Ainsi ce système « démocratique » attend-il la moindre occasion pour réduire le champ de l'information hors mainstream, ainsi que de combattre ou empêcher les moindres poches de résistance que sont les mouvements sociaux, et les reliquats du syndicalisme. Mais tout cela n'est jamais fait au nom de la protection de l'intérêt gouvernemental. Il y a toujours un prétexte. C'est cette dissimulation qui est partie intégrante de l'institution, qui fait que l'endoctrinement n'est nulle part aussi puissant que chez nous, en occident.

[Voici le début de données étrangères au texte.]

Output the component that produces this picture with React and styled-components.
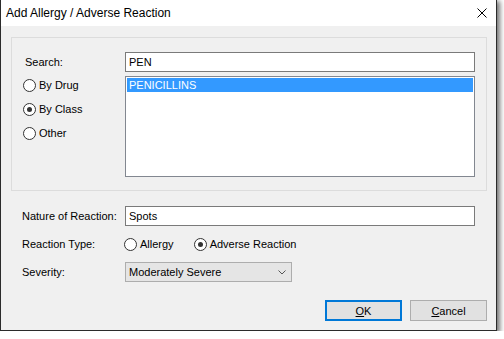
import React from "react";
import styled, { createGlobalStyle } from "styled-components";

const GlobalStyle = createGlobalStyle`
  html, body {
    margin: 0;
    padding: 0;
    background: #fff;
  }
  body {
    font-family: "Liberation Sans", Arial, sans-serif;
    font-size: 11px;
    color: #000;
  }
  * {
    box-sizing: border-box;
  }
`;

const Window = styled.div`
  width: 497px;
  height: 331px;
  border: 1px solid #2b2b2b;
  border-top: none;
  background: #f0f0f0;
  box-shadow: 2px 2px 5px 1px rgba(0, 0, 0, 0.55);
  display: flex;
  flex-direction: column;
`;

const TitleBar = styled.div`
  height: 26px;
  flex-shrink: 0;
  background: #fff;
  display: flex;
  align-items: center;
  justify-content: space-between;
  padding: 0 9px 0 5px;
`;

const Title = styled.div`
  font-size: 12px;
  color: #000;
`;

const Close = styled.div`
  width: 10px;
  height: 10px;
  display: flex;
  cursor: pointer;
`;

const Content = styled.div`
  flex: 1;
  display: flex;
  flex-direction: column;
  padding: 11px 9px 0 10px;
`;

const GroupBox = styled.div`
  border: 1px solid #dcdcdc;
  padding: 14px 11px 13px 0;
  display: grid;
  grid-template-columns: 113px 350px;
  grid-template-rows: 20px 101px;
  row-gap: 4px;
`;

const Label = styled.div`
  display: flex;
  align-items: center;
  margin-left: ${(p) => p.$indent || 0}px;
  white-space: nowrap;
`;

const TextBox = styled.div`
  height: 20px;
  background: #fff;
  border: 1px solid #7a7a7a;
  display: flex;
  align-items: center;
  padding-left: 3px;
`;

const RadioColumn = styled.div`
  display: flex;
  flex-direction: column;
  gap: 6px;
  padding-left: 11px;
`;

const RadioItem = styled.label`
  height: 18px;
  display: flex;
  align-items: center;
  gap: 3px;
  white-space: nowrap;
  cursor: default;
`;

const RadioCircle = styled.span`
  width: 13px;
  height: 13px;
  border-radius: 50%;
  border: 1px solid #333;
  background: #fff;
  display: flex;
  align-items: center;
  justify-content: center;
  flex-shrink: 0;

  &::after {
    content: "";
    width: 5px;
    height: 5px;
    border-radius: 50%;
    background: #333;
    display: ${(p) => (p.$checked ? "block" : "none")};
  }
`;

const ListBox = styled.div`
  background: #fff;
  border: 1px solid #828790;
  padding: 1px;
`;

const ListItem = styled.div`
  height: 14px;
  display: flex;
  align-items: center;
  padding-left: 2px;
  background: ${(p) => (p.$selected ? "#3399ff" : "transparent")};
  color: ${(p) => (p.$selected ? "#fff" : "#000")};
`;

const Form = styled.div`
  margin-top: 15px;
  display: grid;
  grid-template-columns: 114px 350px;
  grid-auto-rows: 20px;
  row-gap: 8px;
`;

const RadioRow = styled.div`
  display: flex;
  align-items: center;
  gap: 20px;
  margin-left: -1px;
`;

const Combo = styled.div`
  width: 167px;
  height: 20px;
  background: #e5e5e5;
  border: 1px solid #adadad;
  display: flex;
  align-items: center;
  justify-content: space-between;
  padding: 0 5px 0 3px;
`;

const ButtonRow = styled.div`
  margin-top: 18px;
  display: flex;
  justify-content: flex-end;
  gap: 8px;
`;

const Button = styled.button`
  width: 77px;
  height: 21px;
  background: #e1e1e1;
  border: ${(p) => (p.$default ? "2px solid #0078d7" : "1px solid #adadad")};
  font-family: "Liberation Sans", Arial, sans-serif;
  font-size: 11px;
  color: #000;
  padding: 0;
  display: flex;
  align-items: center;
  justify-content: center;
  cursor: pointer;

  u {
    text-decoration: underline;
    text-underline-offset: 1px;
  }
`;

const Radio = ({ checked, children }) => (
  <RadioItem>
    <RadioCircle $checked={checked} />
    {children}
  </RadioItem>
);

export default function App() {
  return (
    <>
      <GlobalStyle />
      <Window>
        <TitleBar>
          <Title>Add Allergy / Adverse Reaction</Title>
          <Close>
            <svg width="10" height="10" viewBox="0 0 10 10">
              <path d="M0.5 0.5 L9.5 9.5 M9.5 0.5 L0.5 9.5" stroke="#000" strokeWidth="1" fill="none" />
            </svg>
          </Close>
        </TitleBar>
        <Content>
          <GroupBox>
            <Label $indent={13}>Search:</Label>
            <TextBox>PEN</TextBox>
            <RadioColumn>
              <Radio>By Drug</Radio>
              <Radio checked>By Class</Radio>
              <Radio>Other</Radio>
            </RadioColumn>
            <ListBox>
              <ListItem $selected>PENICILLINS</ListItem>
            </ListBox>
          </GroupBox>

          <Form>
            <Label $indent={11}>Nature of Reaction:</Label>
            <TextBox>Spots</TextBox>
            <Label $indent={11}>Reaction Type:</Label>
            <RadioRow>
              <Radio>Allergy</Radio>
              <Radio checked>Adverse Reaction</Radio>
            </RadioRow>
            <Label $indent={11}>Severity:</Label>
            <Label>
              <Combo>
                <span>Moderately Severe</span>
                <svg width="8" height="5" viewBox="0 0 8 5">
                  <path d="M0.5 0.5 L4 4 L7.5 0.5" stroke="#555" strokeWidth="1" fill="none" />
                </svg>
              </Combo>
            </Label>
          </Form>

          <ButtonRow>
            <Button $default>
              <span><u>O</u>K</span>
            </Button>
            <Button>
              <span><u>C</u>ancel</span>
            </Button>
          </ButtonRow>
        </Content>
      </Window>
    </>
  );
}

Par ailleurs, l'impuissance organisée s'ajoutant à cet endoctrinement entretient un sentiment dans la population que notre système ne peut pas mieux faire de toute façon. Et comme il entretient l'insatisfaction, certains en viennent même à appeler de leurs vœux une dictature authentique, qui aurait au moins le mérite d'être franche, comme ce sondage le fait penser :



http://camersenat.info/sondage-40-des-francais-veulent-le-retour-de-la-dictature-dans-leur-pays/



40% des français souhaitent-ils vraiment l'avènement d'une dictature en bonne et due forme ? Honnêtement j'en doute, mais c'est le message qui importe. Ces 40% correspondent en effet à peu près à la proportion de l'abstention lors de nos élections, c'est à dire que ces proportions se superposent pour profiler la silhouette de l'insatisfaction et de l'impuissance dans un pays comme le mien.

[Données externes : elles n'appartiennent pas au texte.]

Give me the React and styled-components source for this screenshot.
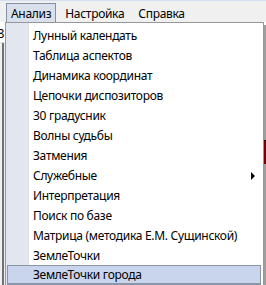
import React from "react";
import styled, { createGlobalStyle } from "styled-components";

const Global = createGlobalStyle`
  html, body { margin: 0; padding: 0; background: #f0f0f0; }
  body {
    font-family: "Noto Sans", "Open Sans", sans-serif;
    font-size: 12px;
    letter-spacing: -0.3px;
    color: #000;
  }
`;

const menuItems = [
  { name: "Лунный календать" },
  { name: "Таблица аспектов" },
  { name: "Динамика координат" },
  { name: "Цепочки диспозиторов" },
  { name: "30 градусник" },
  { name: "Волны судьбы" },
  { name: "Затмения" },
  { name: "Служебные", sub: true },
  { name: "Интерпретация" },
  { name: "Поиск по базе" },
  { name: "Матрица (методика Е.М. Сущинской)" },
  { name: "ЗемлеТочки" },
  { name: "ЗемлеТочки города", active: true },
];

const Page = styled.div`
  position: relative;
  width: 266px;
  height: 285px;
  overflow: hidden;
  display: flex;
  flex-direction: column;
  background: #f0f0f0;
`;

const MenuBar = styled.div`
  height: 21px;
  border-top: 1px solid #d3dfee;
  display: flex;
  align-items: flex-end;
  padding-left: 6px;
  background: #f0f0f0;
`;

const BarItem = styled.div`
  height: 19px;
  box-sizing: border-box;
  display: flex;
  align-items: center;
  padding: 0 ${({ open }) => (open ? "4px" : "6px")};
  margin-right: ${({ open }) => (open ? "2px" : "0")};
  border: 1px solid ${({ open }) => (open ? "#8592a3" : "transparent")};
  border-bottom: none;
  background: ${({ open }) => (open ? "#d8e0eb" : "transparent")};
  line-height: 19px;
`;

const Workspace = styled.div`
  flex: 1;
  display: flex;
  background: #fff;
`;

const LeftEdge = styled.div`
  width: 5px;
  display: flex;
  flex-direction: column;
  overflow: hidden;
`;

const Digit = styled.div`
  height: 18px;
  margin-left: -3px;
  line-height: 18px;
  font-size: 13px;
  padding-top: 2px;
`;

const Frame = styled.div`
  flex: 1;
  border-top: 1px solid #dcdcdc;
  background: linear-gradient(to right, #f0f0f0 0 2px, #707070 2px 4px, #f0f0f0 4px);
`;

const Spacer = styled.div`
  flex: 1;
`;

const RightEdge = styled.div`
  width: 3px;
  display: flex;
  flex-direction: column;
  background: #fff;
`;

const RedBar = styled.div`
  margin-top: 118px;
  height: 23px;
  background: #c00000;
  border-top: 1px solid #300;
`;

const Dropdown = styled.div`
  position: absolute;
  left: 5px;
  top: 22px;
  width: 259px;
  box-sizing: border-box;
  border: 1px solid #979797;
  padding: 2px 2px 2px 1px;
  background: linear-gradient(to right, #e2e6ee 0 22px, #dfe1e4 22px 23px, #fff 23px);
  box-shadow: 3px 3px 0 rgba(0, 0, 0, 0.38);
`;

const Item = styled.div`
  position: relative;
  height: 20px;
  box-sizing: border-box;
  padding-left: 25px;
  display: flex;
  align-items: center;
  border: 1px solid ${({ active }) => (active ? "#8a96a8" : "transparent")};
  border-bottom-width: ${({ active }) => (active ? "2px" : "1px")};
  background: ${({ active }) => (active ? "#c8d5ec" : "transparent")};
  background-clip: padding-box;
  white-space: nowrap;
`;

const Arrow = styled.span`
  position: absolute;
  right: 5px;
  top: 6px;
  width: 0;
  height: 0;
  border-top: 4px solid transparent;
  border-bottom: 4px solid transparent;
  border-left: 4px solid #000;
`;

export default function App() {
  return (
    <>
      <Global />
      <Page>
        <MenuBar>
          <BarItem open>Анализ</BarItem>
          <BarItem>Настройка</BarItem>
          <BarItem>Справка</BarItem>
        </MenuBar>
        <Workspace>
          <LeftEdge>
            <Digit>8</Digit>
            <Frame />
          </LeftEdge>
          <Spacer />
          <RightEdge>
            <RedBar />
          </RightEdge>
        </Workspace>
        <Dropdown>
          {menuItems.map((item) => (
            <Item key={item.name} active={item.active}>
              {item.name}
              {item.sub && <Arrow />}
            </Item>
          ))}
        </Dropdown>
      </Page>
    </>
  );
}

Le fait que la technocratie fasse partie du lot proposé avec cette dictature m’apparaît anecdotique mais intéressant. Dans une société nourrie au sein des experts, il est naturel en effet que des citoyens désinformés et embrigadés pensent que ces experts pourraient à la fois pourvoir à leurs besoins, tout en résolvant une partie des problèmes engendrés par les lourdeurs administratives qui vont de pair avec un système « démocratique » à l'échelle d'un état. Alors que ce fantasme autour des experts, qui sont des humains faillibles comme les autres, est déjà l'une des causes du grand n'importe quoi actuel.

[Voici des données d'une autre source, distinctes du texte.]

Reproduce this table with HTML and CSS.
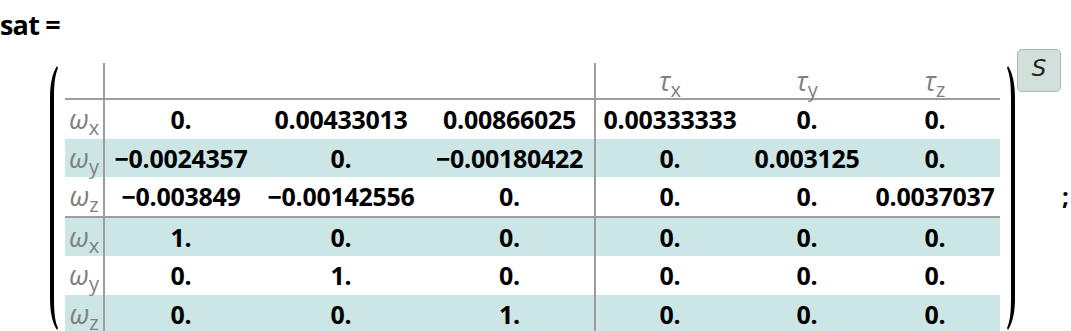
FILE: index.html
```html
<!DOCTYPE html>
<html>
<head>
<meta charset="utf-8">
<link rel="stylesheet" href="styles.css">
</head>
<body>
<div class="title">sat =</div>
<div class="row">
  <div class="matrix">
    <svg class="paren" width="12" height="264" viewBox="0 0 12 264"><path d="M9 0 C5 6 2 16 2 32 L2 232 C2 248 5 258 9 264 L10 262 C7 256 6 246 6 232 L6 32 C6 18 7 9 10 2 Z" fill="#000"/></svg>
    <table class="grid">
      <colgroup>
        <col class="c-lab"><col class="c1"><col class="c2"><col class="c3"><col class="c4"><col class="c5"><col class="c6">
      </colgroup>
      <tr class="head">
        <td class="lab"></td><td></td><td></td><td class="sep"></td>
        <td class="sym"><i>τ</i><sub>x</sub></td>
        <td class="sym"><i>τ</i><sub>y</sub></td>
        <td class="sym"><i>τ</i><sub>z</sub></td>
      </tr>
      <tr>
        <td class="lab"><i>ω</i><sub>x</sub></td><td>0.</td><td>0.00433013</td><td class="sep">0.00866025</td><td>0.00333333</td><td>0.</td><td>0.</td>
      </tr>
      <tr class="shade">
        <td class="lab"><i>ω</i><sub>y</sub></td><td>−0.0024357</td><td>0.</td><td class="sep">−0.00180422</td><td>0.</td><td>0.003125</td><td>0.</td>
      </tr>
      <tr class="block-end">
        <td class="lab"><i>ω</i><sub>z</sub></td><td>−0.003849</td><td>−0.00142556</td><td class="sep">0.</td><td>0.</td><td>0.</td><td>0.0037037</td>
      </tr>
      <tr class="shade">
        <td class="lab"><i>ω</i><sub>x</sub></td><td>1.</td><td>0.</td><td class="sep">0.</td><td>0.</td><td>0.</td><td>0.</td>
      </tr>
      <tr>
        <td class="lab"><i>ω</i><sub>y</sub></td><td>0.</td><td>1.</td><td class="sep">0.</td><td>0.</td><td>0.</td><td>0.</td>
      </tr>
      <tr class="shade">
        <td class="lab"><i>ω</i><sub>z</sub></td><td>0.</td><td>0.</td><td class="sep">1.</td><td>0.</td><td>0.</td><td>0.</td>
      </tr>
    </table>
    <svg class="paren" width="12" height="264" viewBox="0 0 12 264"><path d="M3 0 C7 6 10 16 10 32 L10 232 C10 248 7 258 3 264 L2 262 C5 256 6 246 6 232 L6 32 C6 18 5 9 2 2 Z" fill="#000"/></svg>
  </div>
  <div class="btn"><span>S</span></div>
  <div class="semi">;</div>
</div>
</body>
</html>
```

FILE: styles.css
```css
html, body {
  margin: 0;
  padding: 0;
  background: #fff;
}
body {
  font-family: "Open Sans", "Noto Sans", sans-serif;
  color: #000;
  width: 1071px;
  height: 331px;
  overflow: hidden;
}
.title {
  height: 49px;
  padding-top: 8px;
  box-sizing: border-box;
  font-size: 27px;
  font-weight: 700;
  line-height: 34px;
  letter-spacing: -0.8px;
}
.row {
  display: flex;
  align-items: flex-start;
}
.matrix {
  display: flex;
  align-items: stretch;
  margin-top: 14px;
  margin-left: 48px;
}
.paren {
  display: block;
  margin-top: 3px;
}
.matrix .grid {
  margin: 0 5px;
}
.grid {
  border-collapse: separate;
  border-spacing: 0;
  table-layout: fixed;
  width: 935px;
}
.c-lab { width: 40px; }
.c1 { width: 152px; }
.c2 { width: 168px; }
.c3 { width: 171px; }
.c4 { width: 148px; }
.c5 { width: 126px; }
.c6 { width: 130px; }
.grid td {
  box-sizing: border-box;
  padding: 0;
  height: 38.5px;
  text-align: center;
  vertical-align: middle;
  font-size: 25px;
  font-weight: 700;
  white-space: nowrap;
  line-height: 30px;
  letter-spacing: -0.3px;
}
.grid .head td {
  height: 37px;
  border-bottom: 2px solid #9d9d9d;
}
.grid .block-end td {
  height: 40.5px;
  border-bottom: 2px solid #9d9d9d;
}
.grid td.lab {
  border-right: 2px solid #9d9d9d;
  color: #808080;
  font-weight: 400;
  text-align: center;
  font-size: 27px;
  letter-spacing: 0;
}
.grid td.sep {
  border-right: 2px solid #9d9d9d;
}
.grid td.sym {
  color: #808080;
  font-weight: 400;
  font-size: 27px;
  letter-spacing: 0;
}
.grid i {
  font-style: italic;
}
.grid sub {
  font-size: 20px;
  vertical-align: -6px;
  line-height: 0;
  font-style: normal;
}
.grid .shade td {
  background: #cce5e5;
}
.btn {
  width: 44px;
  height: 43px;
  box-sizing: border-box;
  border: 1px solid #a3bbb5;
  border-radius: 5px;
  background: #d2e0dc;
  display: flex;
  align-items: center;
  justify-content: center;
  padding-bottom: 6px;
}
.btn span {
  font-family: "DejaVu Sans", sans-serif;
  font-style: italic;
  font-size: 23px;
  line-height: 28px;
  color: #222;
}
.semi {
  margin-top: 132px;
  margin-left: 1px;
  font-size: 24px;
  font-weight: 700;
  line-height: 30px;
}
```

Mais quand on a aucune perspective, on se rabat sur les idéologies qui ont fait « leurs preuves ». Autant celles de leurs réussites que de leurs échecs, le peuple étant entraîne à accepter ces derniers, à les voir comme une fatalité, un moindre mal dans l'imperfection inhérente à tout système humain. Cela fait partie de l'organisation de l'impuissance, tout comme le fait de proposer un tel sondage, car cela n'a rien d'anodin. C'est une proposition faite à des sondés de céder, de se résigner, innocente, mais réelle, qui s'ajoute à un tableau social où tout y pousse déjà.



C'est ainsi qu'on fait le terrain à une dictature, en même temps qu'aux radicalismes, comme je l'ai développé dans la première partie concernant ce dernier point. La masse aura tendance à accepter l'iniquité, et les « cassos » à vouloir tout casser pour recommencer à zéro, et s'ils ne le peuvent pas, au moins sacrifier leur vie à cette cause aura été vécu comme « tout tenter ». Car l'impuissance conduit de manière évidente au désespoir.





Auto-défense contre l'embrigadement



Il n'y a pas 36 choix possibles : soit vous vous livrez au meilleur des mondes, soit vous le combattez, soit vous vous en tenez à l'écart en apprenant à vous en défendre, comme vous le feriez d'une bête féroce ou d'un chef mafieux qui chercherait à régir votre vie et vos opinions.



En la matière, on en revient toujours aux classiques de Chomsky, par exemple.



https://www.les-crises.fr/auto-defense-intellectuelle-contre-la-fabrication-du-consentement-noam-chomsky/



Je l'ai souvent cité ici, mais je m'arrêterai quand même sur ces passages (mais tout est dit dans le lien, allez donc le lire si vous ne connaissez pas encore Chomsky) :



« L’endoctrinement n’est nullement incompatible avec la démocratie. Il est plutôt, comme certains l’ont remarqué, son essence même. »

« La propagande est aux démocraties ce que la violence est aux dictatures. »



En effet, puisque dans une démocratie on n'est pas censé exercer la violence (ça fait fuir le client, ça donne une mauvaise image), on la remplace par un lavage de cerveau à très grande échelle, utilisant toutes les techniques et connaissances liées au marketing et à l'idéologie bernaysienne dont il a déjà été question plus d'une fois dans ce blog.



L'endoctrinement est, en effet, l'essence même des systèmes dits démocratiques. Croire que les médias vous fournissent tous les éléments pour vous permettre de vous forger une opinion éclairée, subtile et complexe à propos du monde est une illusion.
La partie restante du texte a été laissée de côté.